Quel est votre parcours ?

J’ai tenté de suivre la voie classique, avec un BTS en informatique. Rapidement, j’ai éprouvé un fort rejet et je suis allé à l’envers du chemin attendu. J’ai ressenti un appel vers la couleur et la matière.

J’ai eu envie d’avoir un rapport à la matière autrement que face à un écran ; je voulais alors un bloc d’argile à manipuler dans tous les sens, sans avoir pourtant suivi une formation artistique particulière, si ce n’est au lycée avec des cours de français/philosophie d’où j’ai tiré des références culturelles et artistiques.

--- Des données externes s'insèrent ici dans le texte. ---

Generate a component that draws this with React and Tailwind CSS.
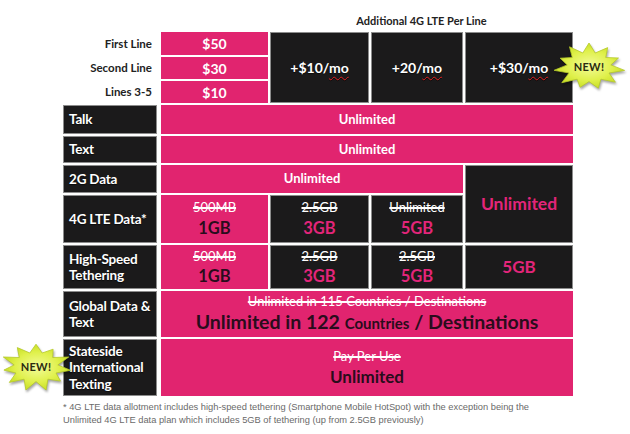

Mon entourage m’a soutenu dans ce nouveau parcours, qui m’a conduit aux Arcades (classe préparatoire) et aux Beaux-Arts de Strasbourg, puis d’Avignon.

Avez-vous eu un mentor ?

C’est Éric Mézil [directeur de la collection Yvon Lambert en Avignon de 2010 à 2018, NDA] : je l’ai rencontré à l’occasion d’un stage au musée. Intéressé par mon travail, il a pris le temps de comprendre qui j’étais. Il s’est penché sur des dessins que j’avais faits dans la forêt et qui pourtant, pour moi, n’avaient pas d’importance. Il a révélé à mes yeux la valeur de ce que je faisais.

Il a proposé de me suivre pour me tutorer. Il m’a dirigé vers des expositions, des références ; il a complété ma formation artistique en ayant le rôle de booster, en me faisant passer des étapes.

Éric Mézil m’a donné confiance et cela m’a permis de m’autoriser certaines choses : inconsciemment, on se voile la face devant des évidences et on les cache très profondément en soi, puis c’est quelqu’un d’autre qui finit par vous les révéler.

Exposition DDessin 2018

Quel est votre processus créatif ?

Je ne suis allé en Amazonie que deux fois ; c’est mon imaginaire qui fonctionne beaucoup entre chaque voyage. Je me nourris également de films, de pièces de théâtre. Suite à mes séjours, je digère tout ce que j’ai vu et, à l’atelier, je tente de reproduire ces choses. Il faut que je m’éloigne de mes souvenirs pour créer ensuite des images.

Cabane

D’où vient ce goût pour le retour à la nature ?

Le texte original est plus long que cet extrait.